I always thought that an interesting thing about Vista was that although it was widely seen as a horrible failure it wasn't actually highly buggy. It had horrible problems with performance and hardware compatibility, but the software itself didn't seem to contain glaring issues - at least if you calibrated your expectations to the perception of its quality by the market and end users.

On the other hand, Apple always nails the user experience - a release like Vista just wouldn't get out the door. But they let other horrendous quality problems through that would and should be caught by better process.

So it sort of illustrates two fairly orthogonal axes of quality and how different companies excel in different directions along those axes.


Tells you something about Apple's testing methodology. QA team at Apple must be playing real fast and loose.

Yep, I agree. I've been very disappointed with Lion, even taking into account the common "Don't buy an x.0 Apple product", there were some terrible bugs (I was personally bitten by the inability to look up DNS servers after waking from sleep, which I can't believe was missed in testing).

Apple's software quality has been markedly going down. iTunes is a UI mess, and I used to really like it. Safari continues to lag behind the competition (no omnibar/awesome bar? Really?), iWork has stagnated. I suspect the reason is that Apple is growing, and the Eye of Jobs is focused entirely on iOS products, so the quality is being diluted in other areas.

I strongly feel like Apple's leadership is looking f, orward to the day when they can kill off the Mac completely. The line of "we'll always need something for developers to develop on" doesn't make a lot of sense. With Apple on x86, I can see a future where Xcode lives on Ubuntu/Windows.


Apple's software quality has been markedly going down

People have said the same thing about nearly every OS X release (with the possible exception of 10.1). At least Lion doesn't erase your firewire hard drives [1], or delete your entire home folder [2] etc etc. The comparative severity of these really bad bugs can be debated, but I think in terms of general quality OS X 10.0 − 10.2 really were quite a lot worse than the more recent releases.

I don't disagree with your general point though, the Mac is obviously not their priority anymore, and hasn't been for a while.

[1] http://www.wired.com/gadgets/mac/news/2003/10/61031

[2] http://macs.about.com/b/2009/10/13/snow-leopard-may-delete-u...

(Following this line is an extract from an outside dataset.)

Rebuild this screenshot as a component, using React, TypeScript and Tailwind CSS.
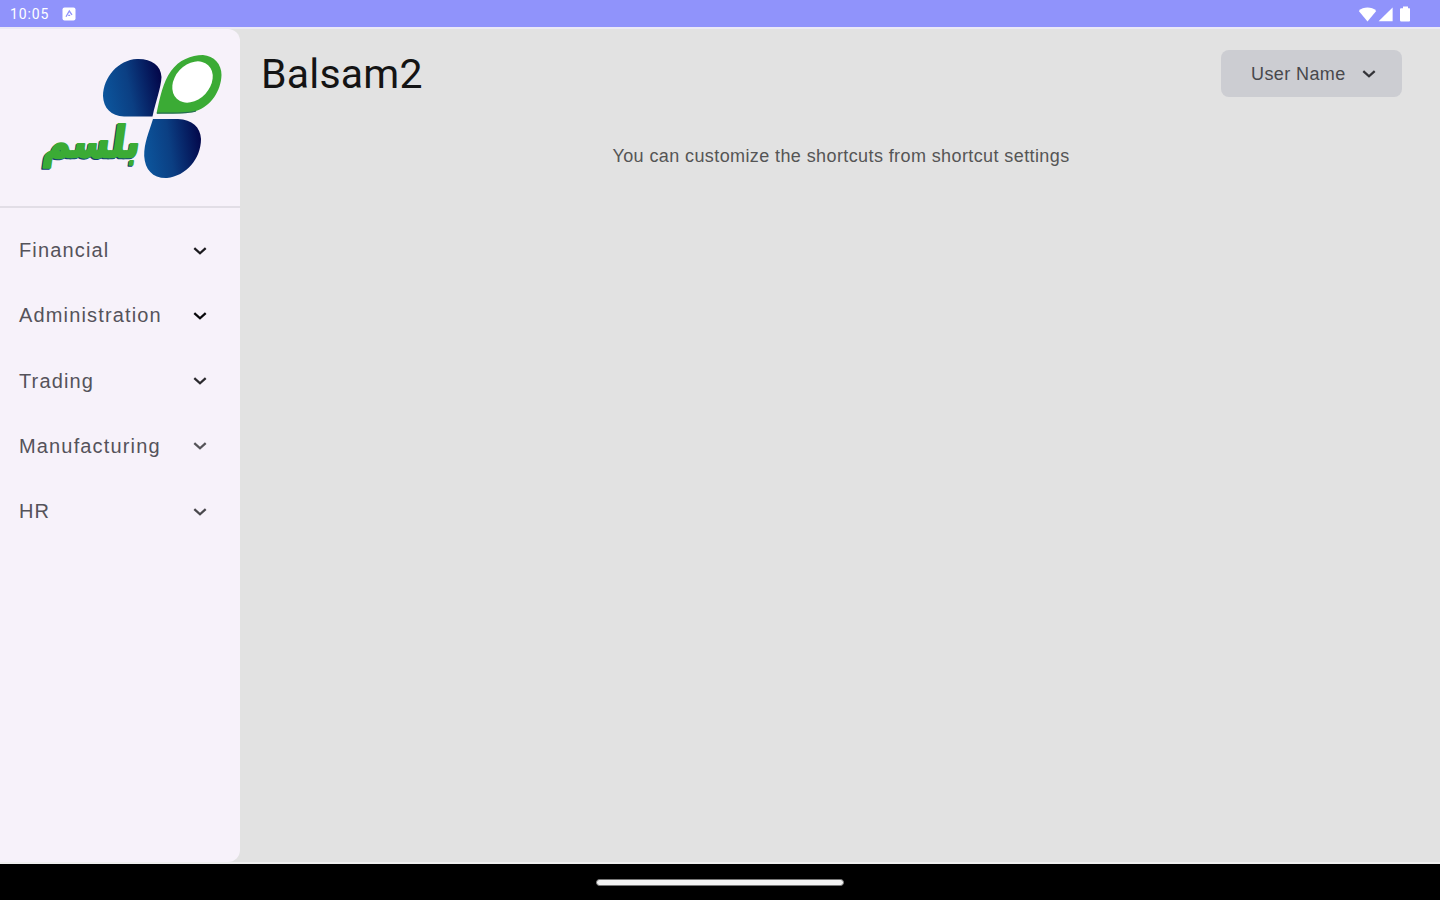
const sections = [
  { label: 'Financial', tone: 'text-[#1c1b1f]' },
  { label: 'Administration', tone: 'text-[#08080a]' },
  { label: 'Trading', tone: 'text-[#2b2a2e]' },
  { label: 'Manufacturing', tone: 'text-[#555458]' },
  { label: 'HR', tone: 'text-[#4a494d]' },
];

function Chevron({ className }: { className?: string }) {
  return (
    <svg viewBox="0 0 14 10" className={className} fill="none" stroke="currentColor" strokeWidth="2.3">
      <path d="M1.3 2.2 7 7.3l5.7-5.1" />
    </svg>
  );
}

function StatusBar() {
  return (
    <div className="flex h-[27px] shrink-0 items-center bg-[#9093fb] pl-[10px] pr-[30px] text-white">
      <span className="w-[52px] text-[14px] leading-none tracking-[0.9px]">10:05</span>
      <svg viewBox="0 0 14 14" className="h-[14px] w-[14px]">
        <rect x="0.5" y="0.5" width="13" height="13" rx="2" fill="#fff" />
        <path d="M4 9.8 7.3 4l2.7 3.8M6.2 8.4h2" stroke="#9093fb" strokeWidth="1.3" fill="none" />
      </svg>
      <svg viewBox="0 0 54 18" className="ml-auto mt-px h-[18px] w-[54px]" fill="#fff">
        <path d="M2.8 5.9C7.300 1.500 15.700 1.500 20.200 5.900L11.500 16.500Z" />
        <path d="M36.600 2.600v13.600H22.600Z" />
        <path d="M45 3.200h2V1.600h5v1.600h1.200q1 0 1 1v11q0 1.200-1 1.200H45.300q-1.300 0-1.300-1.200V4.200q0-1 1-1Z" />
      </svg>
    </div>
  );
}

function Logo() {
  return (
    <svg viewBox="0 0 240 178" className="block h-[178px] w-[240px]">
      <defs>
        <linearGradient id="petalTop" x1="0" y1="0.6" x2="1" y2="0.4">
          <stop offset="0" stopColor="#0c559c" />
          <stop offset="0.45" stopColor="#0b3f83" />
          <stop offset="1" stopColor="#03074a" />
        </linearGradient>
        <linearGradient id="petalBottom" x1="0" y1="0.55" x2="1" y2="0.4">
          <stop offset="0" stopColor="#0c559c" />
          <stop offset="0.45" stopColor="#0b3f83" />
          <stop offset="1" stopColor="#03094c" />
        </linearGradient>
      </defs>
      <path d="M152.500 87.500C156 71 161 59 161.500 48C161 36 151 29.500 137 30C118 31 103.500 48 103 67C103.500 79 111 87 124 87.500Z" fill="url(#petalTop)" />
      <path d="M153 90C149 103 144 114 144.200 127C145 141 153 149.500 167 149C186 147 201 130 201 110C200.500 98 192 90.500 178 90Z" fill="url(#petalBottom)" />
      <path d="M156.500 84.500C160 68 163 53 171 42C179 31 191 26 203 26C214 27 221.500 35 221.500 46C221 62 211 77 196 82C189 85 172 84 156.500 84.500Z" fill="#3bab35" />
      <path d="M157 84.200C172 84 188 84.800 196 82" fill="none" stroke="#246b52" strokeWidth="1.200" />
      <ellipse cx="192.500" cy="53" rx="23" ry="17.500" transform="rotate(-47 192.500 53)" fill="#fff" />
      <g
        transform="translate(42.500 127.500) skewX(-8)"
        fontFamily="DejaVu Sans, sans-serif"
        fontWeight="700"
        fontSize="43"
        strokeWidth="2.600"
        strokeLinejoin="round"
      >
        <text x="-1" y="1.200" textLength="96" lengthAdjust="spacingAndGlyphs" fill="#123f75" stroke="#123f75">بلسم</text>
        <text x="0" y="0" textLength="96" lengthAdjust="spacingAndGlyphs" fill="#3bab35" stroke="#3bab35">بلسم</text>
      </g>
    </svg>
  );
}

export default function App() {
  return (
    <div className="flex h-[900px] w-[1440px] flex-col overflow-hidden bg-[#e2e2e2] font-['Roboto','Liberation_Sans',sans-serif]">
      <StatusBar />
      <div className="flex min-h-0 flex-1 border-y-2 border-[#efefef] border-t-[#ebe9f6]">
        <aside className="flex w-[240px] shrink-0 flex-col rounded-r-[12px] bg-[#f7f2fa]">
          <div className="h-[179px] shrink-0 border-b-2 border-[#e2dee6]">
            <Logo />
          </div>
          <nav className="flex flex-col pt-[10px]">
            {sections.map(({ label, tone }) => (
              <button key={label} className="flex h-[65.25px] items-center justify-between pl-[19px] pr-[33px]">
                <span className="pb-px font-['Liberation_Sans',sans-serif] text-[20px] leading-none tracking-[1.15px] text-[#55535a]">{label}</span>
                <Chevron className={`h-[10px] w-[14px] ${tone}`} />
              </button>
            ))}
          </nav>
        </aside>
        <main className="flex flex-1 flex-col">
          <header className="flex items-start justify-between pl-[21px] pr-[38px] pt-[21px]">
            <h1 className="text-[41px] leading-[48px] tracking-[0.2px] text-[#141414]">Balsam2</h1>
            <button className="flex h-[47px] w-[181px] items-center rounded-[8px] bg-[#cccdd2] pl-[30px] text-[#48484c]">
              <span className="w-[97px] whitespace-nowrap text-left font-['Liberation_Sans',sans-serif] text-[18px] leading-none tracking-[0.4px]">User Name</span>
              <Chevron className="ml-[14px] h-[10px] w-[14px] text-[#333338]" />
            </button>
          </header>
          <p className="mt-[46px] pl-[2px] text-center font-['Liberation_Sans',sans-serif] text-[18px] leading-[24px] tracking-[0.4px] text-[#555]">
            You can customize the shortcuts from shortcut settings
          </p>
        </main>
      </div>
      <footer className="flex h-[36px] shrink-0 items-center justify-center bg-black">
        <div className="h-[7px] w-[248px] rounded-full border border-[#777] bg-[#f2f2f2]" />
      </footer>
    </div>
  );
}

Possible, but having gone from 8.6->Linux->10.4 myself, I think it's worth noting that 10.6, their previous release, was without question one of the most solid, stable, usable desktop OSes ever released by anyone. 10.7's instability and rough edges seem extraordinarily out of place by comparison.


Did you look at the linked articles? The second one is titled: "Snow Leopard May Delete User Accounts: Are You At Risk?"


Yeah, this is true. Those ones were pretty bad.


It's nothing to do with how the Mac ranks in Apple's priorities. Apple security has been a joke, compared to Windows, for a very long time.


>I strongly feel like Apple's leadership is looking f, orward to the day when they can kill off the Mac completely.

Yeah - it sounds unrealistic for any other company but Apple is not at all shy of ignoring and finally dumping products that don't do great for their bottom line.

Either Xcode on Windows/Linux OR Web IDE - iOS App Development may be offered as a service. You develop on the web and submit code to Apple's server farm where specialized devices compile/deploy/run it and send it to your device to test it - maximum control for Apple. But I think that's a little too sophisticated - so might be a while!


I don't know about Microsoft. Their road to software quality has been long and hard. Do you remember Windows 95? How many new Windows versions did they ship before they got anywhere near the stability and reliability of *nix systems?

They're doing well these days, but it didn't happen overnight.

Also, although I'm not defending anyone, I've never worked on an operating system before but I can imagine QA isn't a walk in the park.


That's exactly my point. They started off not so great and made mistakes on their way but if you look at how they evolved their Engineering practices in response to grave realities - the XP pre-SP2 security nightmare for instance, created a lot of positive Engineering changes at Microsoft and with Windows 7 they have made a lot of tangible progress in that area.

OS QA is a pain - a huge one for Microsoft given the complexity and volumes involved. The pain is in dealing with unknowns and unpredictable combinations of thousands of different variables and what reaction it produces.

But for something like authentication there must be standard testcases that are automatically executed and verified - blank password authentication, wrong password auth should all be standard test cases that are executed automatically and no software should go out the door until those basics are looking good.